_Brief_
Leave out the pictures and reproduce all of the data exactly.
START Stored data
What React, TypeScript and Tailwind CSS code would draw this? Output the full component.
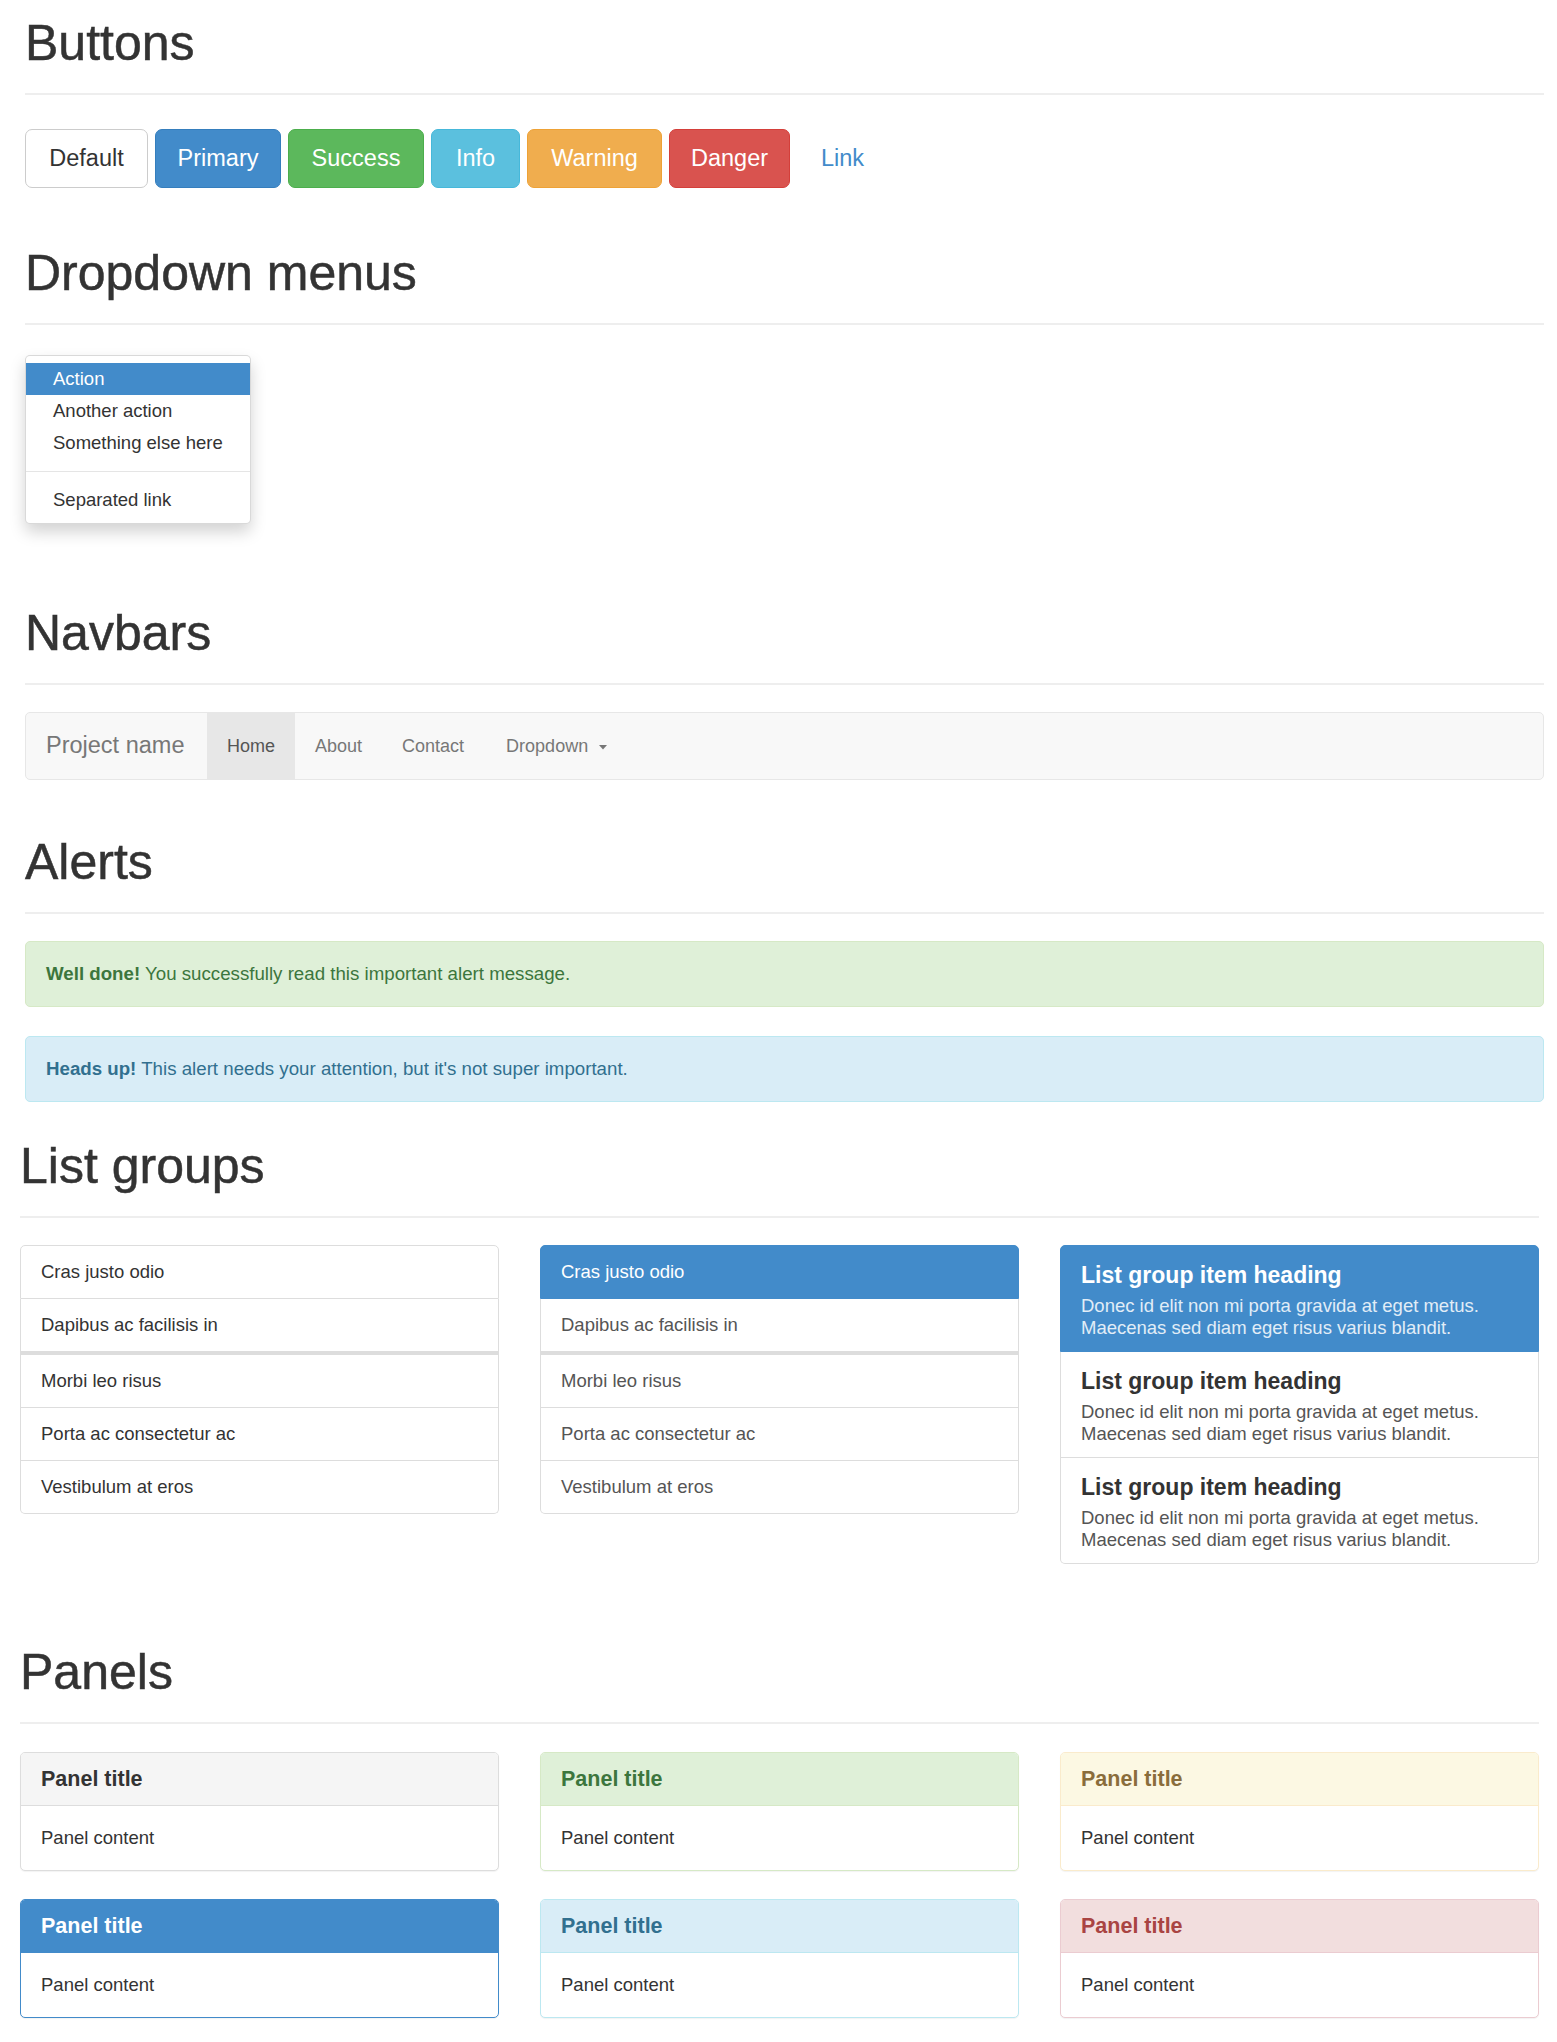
const buttons = [
  { label: 'Default', cls: 'w-[123px] bg-white border-[#cccccc] text-[#333333]' },
  { label: 'Primary', cls: 'w-[126px] bg-[#428bca] border-[#357ebd] text-white' },
  { label: 'Success', cls: 'w-[136px] bg-[#5cb85c] border-[#4cae4c] text-white' },
  { label: 'Info', cls: 'w-[89px] bg-[#5bc0de] border-[#46b8da] text-white' },
  { label: 'Warning', cls: 'w-[135px] bg-[#f0ad4e] border-[#eea236] text-white' },
  { label: 'Danger', cls: 'w-[121px] bg-[#d9534f] border-[#d43f3a] text-white' },
];

const listItems = [
  'Cras justo odio',
  'Dapibus ac facilisis in',
  'Morbi leo risus',
  'Porta ac consectetur ac',
  'Vestibulum at eros',
];

const panels = [
  [
    { box: 'border-[#dddddd]', head: 'bg-[#f5f5f5] border-[#dddddd] text-[#333333]' },
    { box: 'border-[#428bca]', head: 'bg-[#428bca] border-[#428bca] text-white' },
  ],
  [
    { box: 'border-[#d6e9c6]', head: 'bg-[#dff0d8] border-[#d6e9c6] text-[#3c763d]' },
    { box: 'border-[#bce8f1]', head: 'bg-[#d9edf7] border-[#bce8f1] text-[#31708f]' },
  ],
  [
    { box: 'border-[#faebcc]', head: 'bg-[#fcf8e3] border-[#faebcc] text-[#8a6d3b]' },
    { box: 'border-[#ebccd1]', head: 'bg-[#f2dede] border-[#ebccd1] text-[#a94442]' },
  ],
];

function PageHeader({ title, className }: { title: string; className: string }) {
  return (
    <div className={className}>
      <h1 className="text-[50px] leading-[55px] text-[#333333] [-webkit-text-stroke:0.5px_#333333]">{title}</h1>
      <div className="mt-[22px] h-[2px] bg-[#eeeeee]" />
    </div>
  );
}

function SimpleList({ active }: { active?: boolean }) {
  return (
    <div className="flex flex-col">
      {listItems.map((item, i) => {
        const first = i === 0;
        const last = i === listItems.length - 1;
        const isActive = active && first;
        return (
          <div
            key={item}
            className={
              'px-[20px] py-[13px] leading-[26px] border-x ' +
              (first ? 'border-t rounded-t-[5px] ' : '') +
              (last ? 'rounded-b-[5px] ' : '') +
              (i === 1 ? 'border-b-[4px] ' : 'border-b ') +
              (isActive
                ? 'bg-[#428bca] border-[#428bca] text-white'
                : 'bg-white border-[#dddddd] ' + (active ? 'text-[#555555]' : 'text-[#333333]'))
            }
          >
            {item}
          </div>
        );
      })}
    </div>
  );
}

function HeadingList() {
  return (
    <div className="flex flex-col">
      {[0, 1, 2].map((i) => {
        const isActive = i === 0;
        return (
          <div
            key={i}
            className={
              'px-[20px] pt-[15px] pb-[12px] border-x border-b ' +
              (i === 0 ? 'border-t rounded-t-[5px] ' : '') +
              (i === 2 ? 'rounded-b-[5px] ' : '') +
              (isActive ? 'bg-[#428bca] border-[#428bca]' : 'bg-white border-[#dddddd]')
            }
          >
            <h4
              className={
                'text-[23px] leading-[28px] font-bold ' + (isActive ? 'text-white' : 'text-[#333333]')
              }
            >
              List group item heading
            </h4>
            <p className={'mt-[6px] leading-[22px] ' + (isActive ? 'text-[#e1edf7]' : 'text-[#555555]')}>
              Donec id elit non mi porta gravida at eget metus.
              <br />
              Maecenas sed diam eget risus varius blandit.
            </p>
          </div>
        );
      })}
    </div>
  );
}

function Panel({ box, head }: { box: string; head: string }) {
  return (
    <div className={'rounded-[5px] border bg-white shadow-[0_1px_1px_rgba(0,0,0,0.05)] ' + box}>
      <div className={'rounded-t-[4px] border-b px-[20px] py-[13px] ' + head}>
        <h3 className="text-[21.5px] leading-[26px] font-bold">Panel title</h3>
      </div>
      <div className="px-[20px] py-[19px] leading-[26px] text-[#333333]">Panel content</div>
    </div>
  );
}

export default function App() {
  return (
    <div
      className="min-h-screen bg-white text-[18.5px] text-[#333333]"
      style={{ fontFamily: '"Liberation Sans", Arial, sans-serif' }}
    >
      <div className="pl-[25px] pr-[13px]">
        <PageHeader title="Buttons" className="pt-[16px]" />
        <div className="mt-[34px] flex items-center gap-[7px]">
          {buttons.map((b) => (
            <button
              key={b.label}
              className={'flex h-[59px] items-center justify-center rounded-[7px] border text-[23.5px] ' + b.cls}
            >
              {b.label}
            </button>
          ))}
          <button className="flex h-[59px] items-center px-[24px] text-[23.5px] text-[#428bca]">Link</button>
        </div>

        <PageHeader title="Dropdown menus" className="mt-[58px]" />
        <div className="mt-[30px] w-[226px] rounded-[5px] border border-[rgba(0,0,0,0.15)] bg-white py-[7px] shadow-[0_8px_16px_rgba(0,0,0,0.175)]">
          <div className="bg-[#428bca] px-[27px] py-[3px] leading-[26px] text-white">Action</div>
          <div className="px-[27px] py-[3px] leading-[26px]">Another action</div>
          <div className="px-[27px] py-[3px] leading-[26px]">Something else here</div>
          <div className="my-[12px] h-px bg-[#e5e5e5]" />
          <div className="px-[27px] py-[3px] leading-[26px]">Separated link</div>
        </div>

        <PageHeader title="Navbars" className="mt-[82px]" />
        <div className="mt-[27px] flex h-[68px] rounded-[5px] border border-[#e7e7e7] bg-[#f8f8f8]">
          <div className="flex w-[181px] items-center pl-[20px] text-[23.5px] text-[#777777]">Project name</div>
          <div className="flex items-center bg-[#e7e7e7] px-[20px] text-[18px] text-[#555555]">Home</div>
          <div className="flex items-center px-[20px] text-[18px] text-[#777777]">About</div>
          <div className="flex items-center px-[20px] text-[18px] text-[#777777]">Contact</div>
          <div className="flex items-center pl-[22px] pr-[20px] text-[18px] text-[#777777]">
            Dropdown
            <svg className="ml-[11px] mt-[2px]" width="8" height="5" viewBox="0 0 8 5">
              <path d="M0 0 L8 0 L4 4.5 Z" fill="#777777" />
            </svg>
          </div>
        </div>

        <PageHeader title="Alerts" className="mt-[55px]" />
        <div className="mt-[27px] rounded-[5px] border border-[#d6e9c6] bg-[#dff0d8] px-[20px] py-[19px] text-[18.7px] leading-[26px] text-[#3c763d]">
          <strong className="font-bold">Well done!</strong> You successfully read this important alert message.
        </div>
        <div className="mt-[29px] rounded-[5px] border border-[#bce8f1] bg-[#d9edf7] px-[20px] py-[19px] text-[18.7px] leading-[26px] text-[#31708f]">
          <strong className="font-bold">Heads up!</strong> This alert needs your attention, but it's not super important.
        </div>
      </div>

      <div className="pl-[20px] pr-[18px] pb-[24px]">
        <PageHeader title="List groups" className="mt-[37px]" />
        <div className="mt-[27px] grid grid-cols-3 items-start gap-x-[41px]">
          <SimpleList />
          <SimpleList active />
          <HeadingList />
        </div>

        <PageHeader title="Panels" className="mt-[81px]" />
        <div className="mt-[28px] grid grid-cols-3 items-start gap-x-[41px]">
          {panels.map((col, ci) => (
            <div key={ci} className="flex flex-col gap-[28px]">
              {col.map((p, pi) => (
                <Panel key={pi} box={p.box} head={p.head} />
              ))}
            </div>
          ))}
        </div>
      </div>
    </div>
  );
}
END Stored data
_Task response_
What React, TypeScript and Tailwind CSS code would draw this? Output the full component.
const buttons = [
  { label: 'Default', cls: 'w-[123px] bg-white border-[#cccccc] text-[#333333]' },
  { label: 'Primary', cls: 'w-[126px] bg-[#428bca] border-[#357ebd] text-white' },
  { label: 'Success', cls: 'w-[136px] bg-[#5cb85c] border-[#4cae4c] text-white' },
  { label: 'Info', cls: 'w-[89px] bg-[#5bc0de] border-[#46b8da] text-white' },
  { label: 'Warning', cls: 'w-[135px] bg-[#f0ad4e] border-[#eea236] text-white' },
  { label: 'Danger', cls: 'w-[121px] bg-[#d9534f] border-[#d43f3a] text-white' },
];

const listItems = [
  'Cras justo odio',
  'Dapibus ac facilisis in',
  'Morbi leo risus',
  'Porta ac consectetur ac',
  'Vestibulum at eros',
];

const panels = [
  [
    { box: 'border-[#dddddd]', head: 'bg-[#f5f5f5] border-[#dddddd] text-[#333333]' },
    { box: 'border-[#428bca]', head: 'bg-[#428bca] border-[#428bca] text-white' },
  ],
  [
    { box: 'border-[#d6e9c6]', head: 'bg-[#dff0d8] border-[#d6e9c6] text-[#3c763d]' },
    { box: 'border-[#bce8f1]', head: 'bg-[#d9edf7] border-[#bce8f1] text-[#31708f]' },
  ],
  [
    { box: 'border-[#faebcc]', head: 'bg-[#fcf8e3] border-[#faebcc] text-[#8a6d3b]' },
    { box: 'border-[#ebccd1]', head: 'bg-[#f2dede] border-[#ebccd1] text-[#a94442]' },
  ],
];

function PageHeader({ title, className }: { title: string; className: string }) {
  return (
    <div className={className}>
      <h1 className="text-[50px] leading-[55px] text-[#333333] [-webkit-text-stroke:0.5px_#333333]">{title}</h1>
      <div className="mt-[22px] h-[2px] bg-[#eeeeee]" />
    </div>
  );
}

function SimpleList({ active }: { active?: boolean }) {
  return (
    <div className="flex flex-col">
      {listItems.map((item, i) => {
        const first = i === 0;
        const last = i === listItems.length - 1;
        const isActive = active && first;
        return (
          <div
            key={item}
            className={
              'px-[20px] py-[13px] leading-[26px] border-x ' +
              (first ? 'border-t rounded-t-[5px] ' : '') +
              (last ? 'rounded-b-[5px] ' : '') +
              (i === 1 ? 'border-b-[4px] ' : 'border-b ') +
              (isActive
                ? 'bg-[#428bca] border-[#428bca] text-white'
                : 'bg-white border-[#dddddd] ' + (active ? 'text-[#555555]' : 'text-[#333333]'))
            }
          >
            {item}
          </div>
        );
      })}
    </div>
  );
}

function HeadingList() {
  return (
    <div className="flex flex-col">
      {[0, 1, 2].map((i) => {
        const isActive = i === 0;
        return (
          <div
            key={i}
            className={
              'px-[20px] pt-[15px] pb-[12px] border-x border-b ' +
              (i === 0 ? 'border-t rounded-t-[5px] ' : '') +
              (i === 2 ? 'rounded-b-[5px] ' : '') +
              (isActive ? 'bg-[#428bca] border-[#428bca]' : 'bg-white border-[#dddddd]')
            }
          >
            <h4
              className={
                'text-[23px] leading-[28px] font-bold ' + (isActive ? 'text-white' : 'text-[#333333]')
              }
            >
              List group item heading
            </h4>
            <p className={'mt-[6px] leading-[22px] ' + (isActive ? 'text-[#e1edf7]' : 'text-[#555555]')}>
              Donec id elit non mi porta gravida at eget metus.
              <br />
              Maecenas sed diam eget risus varius blandit.
            </p>
          </div>
        );
      })}
    </div>
  );
}

function Panel({ box, head }: { box: string; head: string }) {
  return (
    <div className={'rounded-[5px] border bg-white shadow-[0_1px_1px_rgba(0,0,0,0.05)] ' + box}>
      <div className={'rounded-t-[4px] border-b px-[20px] py-[13px] ' + head}>
        <h3 className="text-[21.5px] leading-[26px] font-bold">Panel title</h3>
      </div>
      <div className="px-[20px] py-[19px] leading-[26px] text-[#333333]">Panel content</div>
    </div>
  );
}

export default function App() {
  return (
    <div
      className="min-h-screen bg-white text-[18.5px] text-[#333333]"
      style={{ fontFamily: '"Liberation Sans", Arial, sans-serif' }}
    >
      <div className="pl-[25px] pr-[13px]">
        <PageHeader title="Buttons" className="pt-[16px]" />
        <div className="mt-[34px] flex items-center gap-[7px]">
          {buttons.map((b) => (
            <button
              key={b.label}
              className={'flex h-[59px] items-center justify-center rounded-[7px] border text-[23.5px] ' + b.cls}
            >
              {b.label}
            </button>
          ))}
          <button className="flex h-[59px] items-center px-[24px] text-[23.5px] text-[#428bca]">Link</button>
        </div>

        <PageHeader title="Dropdown menus" className="mt-[58px]" />
        <div className="mt-[30px] w-[226px] rounded-[5px] border border-[rgba(0,0,0,0.15)] bg-white py-[7px] shadow-[0_8px_16px_rgba(0,0,0,0.175)]">
          <div className="bg-[#428bca] px-[27px] py-[3px] leading-[26px] text-white">Action</div>
          <div className="px-[27px] py-[3px] leading-[26px]">Another action</div>
          <div className="px-[27px] py-[3px] leading-[26px]">Something else here</div>
          <div className="my-[12px] h-px bg-[#e5e5e5]" />
          <div className="px-[27px] py-[3px] leading-[26px]">Separated link</div>
        </div>

        <PageHeader title="Navbars" className="mt-[82px]" />
        <div className="mt-[27px] flex h-[68px] rounded-[5px] border border-[#e7e7e7] bg-[#f8f8f8]">
          <div className="flex w-[181px] items-center pl-[20px] text-[23.5px] text-[#777777]">Project name</div>
          <div className="flex items-center bg-[#e7e7e7] px-[20px] text-[18px] text-[#555555]">Home</div>
          <div className="flex items-center px-[20px] text-[18px] text-[#777777]">About</div>
          <div className="flex items-center px-[20px] text-[18px] text-[#777777]">Contact</div>
          <div className="flex items-center pl-[22px] pr-[20px] text-[18px] text-[#777777]">
            Dropdown
            <svg className="ml-[11px] mt-[2px]" width="8" height="5" viewBox="0 0 8 5">
              <path d="M0 0 L8 0 L4 4.5 Z" fill="#777777" />
            </svg>
          </div>
        </div>

        <PageHeader title="Alerts" className="mt-[55px]" />
        <div className="mt-[27px] rounded-[5px] border border-[#d6e9c6] bg-[#dff0d8] px-[20px] py-[19px] text-[18.7px] leading-[26px] text-[#3c763d]">
          <strong className="font-bold">Well done!</strong> You successfully read this important alert message.
        </div>
        <div className="mt-[29px] rounded-[5px] border border-[#bce8f1] bg-[#d9edf7] px-[20px] py-[19px] text-[18.7px] leading-[26px] text-[#31708f]">
          <strong className="font-bold">Heads up!</strong> This alert needs your attention, but it's not super important.
        </div>
      </div>

      <div className="pl-[20px] pr-[18px] pb-[24px]">
        <PageHeader title="List groups" className="mt-[37px]" />
        <div className="mt-[27px] grid grid-cols-3 items-start gap-x-[41px]">
          <SimpleList />
          <SimpleList active />
          <HeadingList />
        </div>

        <PageHeader title="Panels" className="mt-[81px]" />
        <div className="mt-[28px] grid grid-cols-3 items-start gap-x-[41px]">
          {panels.map((col, ci) => (
            <div key={ci} className="flex flex-col gap-[28px]">
              {col.map((p, pi) => (
                <Panel key={pi} box={p.box} head={p.head} />
              ))}
            </div>
          ))}
        </div>
      </div>
    </div>
  );
}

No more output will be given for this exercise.